Generate Mapping Against Target Step


In cases where you have a fixed target table, map the fields from the stream to their corresponding fields in the target output table. Use a Select Values step in your transformation. The 'Generate mapping against target' option provides you with an easy-to-use dialog for defining these mappings that automatically creates the resulting Select Values step that can be dropped into your transformation flow prior to the table output step.

To access the 'Generate mapping against target' option right click in the table output step.

After defining your mappings, select OK and the Select Values step containing your mappings will appear on the workspace.

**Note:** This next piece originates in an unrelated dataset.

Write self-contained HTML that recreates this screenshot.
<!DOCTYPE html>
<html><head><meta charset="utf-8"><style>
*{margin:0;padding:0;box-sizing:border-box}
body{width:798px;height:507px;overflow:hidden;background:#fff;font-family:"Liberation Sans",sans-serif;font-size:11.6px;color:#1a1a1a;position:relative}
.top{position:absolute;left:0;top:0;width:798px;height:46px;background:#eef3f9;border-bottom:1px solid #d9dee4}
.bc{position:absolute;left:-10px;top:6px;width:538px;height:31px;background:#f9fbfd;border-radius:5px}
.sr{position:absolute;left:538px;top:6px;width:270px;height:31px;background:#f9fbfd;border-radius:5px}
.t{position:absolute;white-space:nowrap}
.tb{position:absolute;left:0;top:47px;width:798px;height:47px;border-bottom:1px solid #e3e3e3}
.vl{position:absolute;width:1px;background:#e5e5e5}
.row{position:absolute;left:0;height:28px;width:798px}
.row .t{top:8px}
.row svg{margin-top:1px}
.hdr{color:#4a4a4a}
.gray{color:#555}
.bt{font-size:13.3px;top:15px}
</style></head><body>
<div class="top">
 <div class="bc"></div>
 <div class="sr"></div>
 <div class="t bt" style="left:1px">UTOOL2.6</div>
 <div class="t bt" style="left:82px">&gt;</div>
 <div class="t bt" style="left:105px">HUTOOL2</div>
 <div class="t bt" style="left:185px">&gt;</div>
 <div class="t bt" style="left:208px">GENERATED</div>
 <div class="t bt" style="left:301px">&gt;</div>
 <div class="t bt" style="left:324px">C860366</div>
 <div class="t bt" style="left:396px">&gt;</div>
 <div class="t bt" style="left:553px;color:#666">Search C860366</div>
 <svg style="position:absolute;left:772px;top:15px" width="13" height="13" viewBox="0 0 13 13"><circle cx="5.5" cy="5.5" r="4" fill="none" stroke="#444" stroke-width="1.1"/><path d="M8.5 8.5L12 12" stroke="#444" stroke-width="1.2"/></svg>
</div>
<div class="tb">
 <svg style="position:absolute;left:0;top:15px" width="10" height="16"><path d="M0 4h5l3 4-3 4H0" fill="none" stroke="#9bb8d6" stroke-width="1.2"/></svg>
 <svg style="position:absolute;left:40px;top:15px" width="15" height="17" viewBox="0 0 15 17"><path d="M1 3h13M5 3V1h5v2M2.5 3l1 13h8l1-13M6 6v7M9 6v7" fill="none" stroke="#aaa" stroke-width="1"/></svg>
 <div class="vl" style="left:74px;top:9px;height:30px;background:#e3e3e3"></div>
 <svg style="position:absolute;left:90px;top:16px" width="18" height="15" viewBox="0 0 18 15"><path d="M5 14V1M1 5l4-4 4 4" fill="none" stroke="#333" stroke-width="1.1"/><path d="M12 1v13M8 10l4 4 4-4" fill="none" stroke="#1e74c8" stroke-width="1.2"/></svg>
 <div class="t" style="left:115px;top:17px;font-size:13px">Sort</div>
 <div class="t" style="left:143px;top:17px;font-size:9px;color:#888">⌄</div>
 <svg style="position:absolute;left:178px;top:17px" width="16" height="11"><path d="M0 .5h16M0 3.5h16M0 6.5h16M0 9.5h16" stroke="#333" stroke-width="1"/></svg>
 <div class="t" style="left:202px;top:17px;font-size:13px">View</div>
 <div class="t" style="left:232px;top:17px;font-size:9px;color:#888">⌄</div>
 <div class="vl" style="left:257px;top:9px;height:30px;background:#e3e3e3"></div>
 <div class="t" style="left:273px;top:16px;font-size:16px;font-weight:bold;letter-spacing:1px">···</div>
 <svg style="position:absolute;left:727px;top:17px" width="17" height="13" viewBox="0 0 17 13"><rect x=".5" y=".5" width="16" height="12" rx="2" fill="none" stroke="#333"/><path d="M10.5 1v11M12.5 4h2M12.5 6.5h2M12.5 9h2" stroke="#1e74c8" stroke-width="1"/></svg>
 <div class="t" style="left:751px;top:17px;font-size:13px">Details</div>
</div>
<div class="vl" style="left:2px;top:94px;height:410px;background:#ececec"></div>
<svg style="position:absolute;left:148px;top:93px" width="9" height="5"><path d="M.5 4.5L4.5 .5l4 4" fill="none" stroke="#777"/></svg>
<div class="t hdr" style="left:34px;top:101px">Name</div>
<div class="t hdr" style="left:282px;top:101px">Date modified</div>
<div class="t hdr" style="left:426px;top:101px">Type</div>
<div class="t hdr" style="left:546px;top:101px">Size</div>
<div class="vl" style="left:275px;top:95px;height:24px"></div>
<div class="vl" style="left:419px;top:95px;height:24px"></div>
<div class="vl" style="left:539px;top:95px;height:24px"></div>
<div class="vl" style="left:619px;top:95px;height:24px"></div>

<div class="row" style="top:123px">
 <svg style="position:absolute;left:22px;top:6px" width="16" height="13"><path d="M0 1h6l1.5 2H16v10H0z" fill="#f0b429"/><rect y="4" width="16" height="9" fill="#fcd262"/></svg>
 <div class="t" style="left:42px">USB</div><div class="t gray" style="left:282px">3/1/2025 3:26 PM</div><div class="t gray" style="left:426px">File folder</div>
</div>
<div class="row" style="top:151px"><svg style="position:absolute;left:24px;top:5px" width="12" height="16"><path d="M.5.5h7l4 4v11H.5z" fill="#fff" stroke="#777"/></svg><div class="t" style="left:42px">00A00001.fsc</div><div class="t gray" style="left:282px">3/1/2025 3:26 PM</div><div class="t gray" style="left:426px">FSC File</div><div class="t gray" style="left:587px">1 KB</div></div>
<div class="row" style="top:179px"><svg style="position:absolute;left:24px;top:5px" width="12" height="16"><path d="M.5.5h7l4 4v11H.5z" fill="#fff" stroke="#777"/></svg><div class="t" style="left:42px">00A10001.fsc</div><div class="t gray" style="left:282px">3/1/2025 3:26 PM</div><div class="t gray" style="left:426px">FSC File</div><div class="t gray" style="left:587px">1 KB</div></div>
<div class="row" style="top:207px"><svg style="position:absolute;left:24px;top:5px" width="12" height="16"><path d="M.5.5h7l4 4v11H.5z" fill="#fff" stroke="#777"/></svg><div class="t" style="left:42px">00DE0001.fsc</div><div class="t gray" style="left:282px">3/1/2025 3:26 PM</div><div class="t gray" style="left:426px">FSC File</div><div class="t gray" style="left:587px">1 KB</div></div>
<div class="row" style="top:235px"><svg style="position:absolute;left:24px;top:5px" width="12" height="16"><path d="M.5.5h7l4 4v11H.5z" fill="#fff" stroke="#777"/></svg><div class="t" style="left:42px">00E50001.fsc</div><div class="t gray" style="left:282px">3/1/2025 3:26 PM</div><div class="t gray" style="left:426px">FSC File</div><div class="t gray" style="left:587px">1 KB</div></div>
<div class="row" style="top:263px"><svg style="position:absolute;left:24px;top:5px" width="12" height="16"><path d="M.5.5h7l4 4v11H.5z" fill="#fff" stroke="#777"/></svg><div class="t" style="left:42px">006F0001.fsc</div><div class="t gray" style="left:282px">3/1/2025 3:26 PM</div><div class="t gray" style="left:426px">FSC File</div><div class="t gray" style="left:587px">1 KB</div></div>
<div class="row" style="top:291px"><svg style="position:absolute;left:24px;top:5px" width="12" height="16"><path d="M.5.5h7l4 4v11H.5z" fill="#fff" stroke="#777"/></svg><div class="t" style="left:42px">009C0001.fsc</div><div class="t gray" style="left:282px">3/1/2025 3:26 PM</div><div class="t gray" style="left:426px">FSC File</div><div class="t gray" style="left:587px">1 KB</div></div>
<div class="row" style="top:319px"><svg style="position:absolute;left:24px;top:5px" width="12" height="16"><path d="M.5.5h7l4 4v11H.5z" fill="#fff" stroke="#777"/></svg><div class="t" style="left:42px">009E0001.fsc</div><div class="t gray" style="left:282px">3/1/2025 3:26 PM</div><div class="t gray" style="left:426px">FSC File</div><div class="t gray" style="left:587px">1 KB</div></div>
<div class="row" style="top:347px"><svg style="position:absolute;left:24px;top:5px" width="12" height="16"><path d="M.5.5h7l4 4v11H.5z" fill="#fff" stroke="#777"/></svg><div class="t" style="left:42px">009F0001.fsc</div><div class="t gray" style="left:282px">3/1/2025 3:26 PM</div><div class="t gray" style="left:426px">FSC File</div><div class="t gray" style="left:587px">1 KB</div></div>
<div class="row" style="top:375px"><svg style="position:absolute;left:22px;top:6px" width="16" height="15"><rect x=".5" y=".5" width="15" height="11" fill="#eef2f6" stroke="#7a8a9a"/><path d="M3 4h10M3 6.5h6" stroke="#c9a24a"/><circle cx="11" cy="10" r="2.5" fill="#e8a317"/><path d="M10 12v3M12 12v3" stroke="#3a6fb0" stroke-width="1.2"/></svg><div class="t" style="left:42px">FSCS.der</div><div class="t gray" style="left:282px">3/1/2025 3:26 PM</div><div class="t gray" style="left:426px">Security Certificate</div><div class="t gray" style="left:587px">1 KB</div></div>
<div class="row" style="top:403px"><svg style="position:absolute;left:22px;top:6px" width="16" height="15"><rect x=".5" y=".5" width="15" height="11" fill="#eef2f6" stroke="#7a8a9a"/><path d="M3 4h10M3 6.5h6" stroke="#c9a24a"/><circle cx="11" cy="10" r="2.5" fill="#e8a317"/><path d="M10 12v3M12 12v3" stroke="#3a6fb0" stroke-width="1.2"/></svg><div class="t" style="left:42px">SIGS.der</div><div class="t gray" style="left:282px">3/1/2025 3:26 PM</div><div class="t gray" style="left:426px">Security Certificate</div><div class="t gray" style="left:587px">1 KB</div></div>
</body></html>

Attach the mapping step into your transformation just before the table output step.

Generate mappings example

Below is an example of a simple transformation in which we want to generate mappings to our target output table:

  1. Begin by right-clicking on the Table output step and selecting 'Generate mappings against target'.
  2. Add all necessary mappings using the Generate Mapping dialog shown above and click OK. You will now see a Table output mapping step has been added to the canvas.
  3. Drag the generated Table output Mapping step into your transformation flow prior to the table output step:

Safe Mode


Use safe mode when you are mixing rows from many sources to ensure that all rows have the same layout in all conditions. The safe mode option is available in the Spoon logging window or on the Execute a Transformation/Job window. When running in safe mode, the transformation checks every row that passes and ensures that all layouts are identical. If a row is does not have the same layout as the first row, an error is generated and reported.

Note: This option is also available in Pan.

Welcome Page


The Welcome page displays the first time you launch Spoon 3.0; it provides you with links to additional information about Pentaho Data Integration. You can disable Welcome page in Spoon options by selecting Options from the Edit menu.